Il serait bien dommage qu’il ne soit pas renouvelé.
Grâce à des programmes comme ECM et BRE, des milliers de jeunes « ambassadeurs » canadiens acquièrent des compétences qui leur serviront toute leur vie : curiosité, confiance en soi et autonomie.
Ils deviendront capables d’un niveau élevé d’empathie, ce qui les rendra moins prompts à porter des jugements et plus sujets à favoriser les valeurs communes plutôt que les divisions culturelles.
Ils seront plus susceptibles de toucher de bons salaires, de mieux résister aux aléas de l’économie mondiale et de promouvoir le respect de la diversité et de la dignité humaines.
Nous avons appris qu’investir dans les individus, l’intelligence et la réflexion pour faire progresser le savoir était aussi un moyen d’améliorer la condition humaine. En encourageant les citoyens à développer leurs talents tout en élargissant leur compréhension, nous bâtissons un monde meilleur, moins conflictuel et caractérisé par une appréciation mutuelle plus respectueuse.
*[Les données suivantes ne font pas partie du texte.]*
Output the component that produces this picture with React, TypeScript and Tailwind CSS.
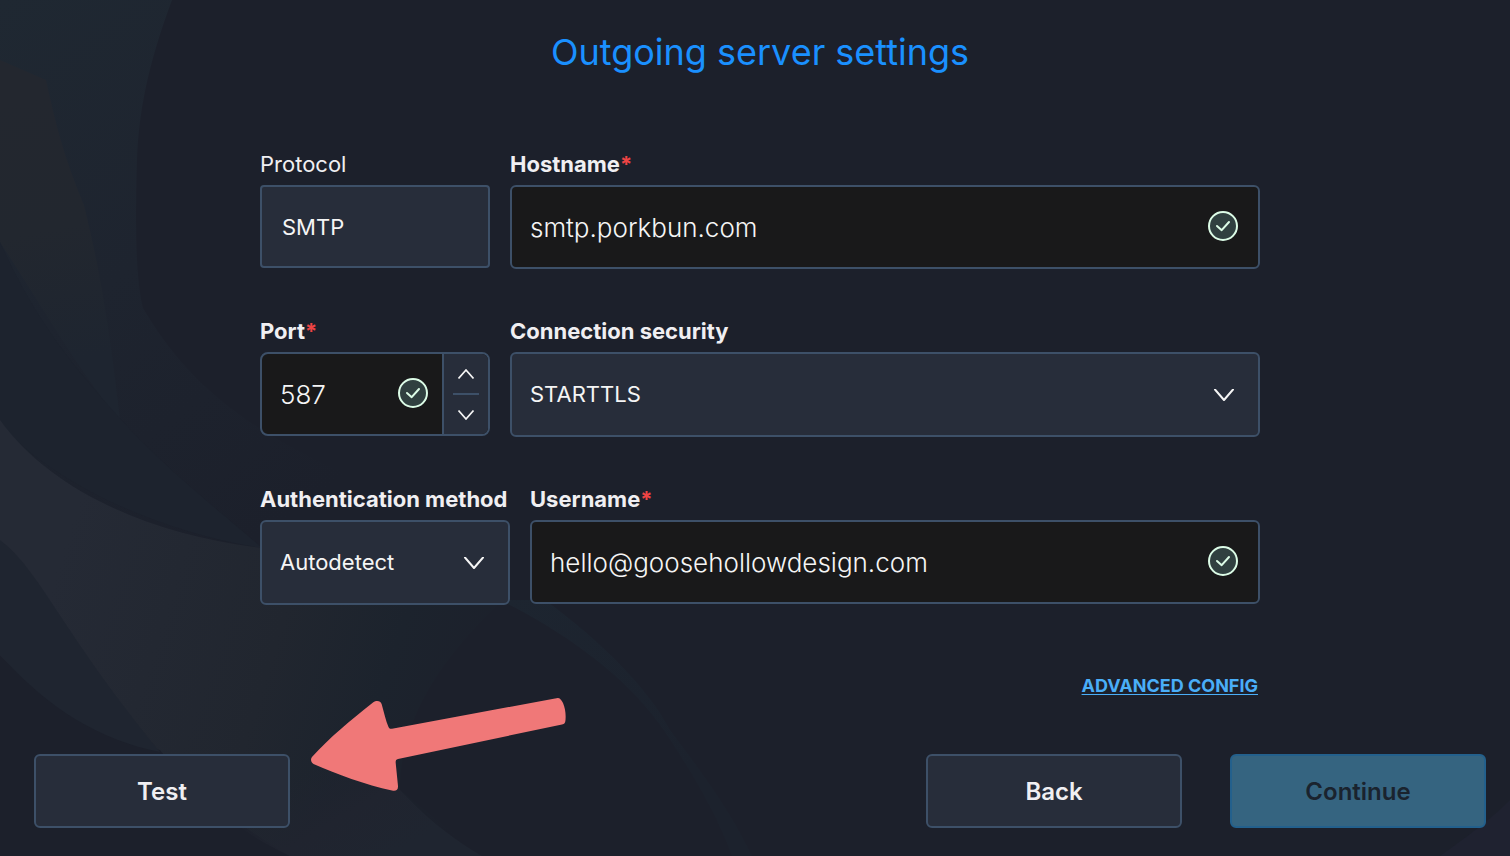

Les programmes d’échange de connaissances contribuent également à uniformiser les règles du jeu, en rendant les voyages et leurs avantages plus accessibles aux étudiants autochtones, en situation de handicap ou issus de groupes défavorisés qui, bien souvent, n’ont pas la chance de participer à des activités internationales. C’est là un élément central du programme ECM.
De façon plus large, ce programme étend l’« expérience » canadienne en matière de diversité à l’échelle mondiale.
Antoine de Saint Exupéry a écrit : « Si je diffère de toi, loin de te léser, je t’augmente. »
Il faut, pour atteindre l’excellence, faire en sorte que le plus de gens possible de tous horizons y aient accès; ce sont eux qui élèveront continuellement nos aspirations et nos attentes.
Le Canada peut exceller, et les étudiants canadiens peuvent être concurrentiels à l’échelle mondiale, mais nous devons pour cela offrir à nos étudiants l’accès à une éducation digne du XXIe siècle. Ils le méritent, et notre pays en a besoin.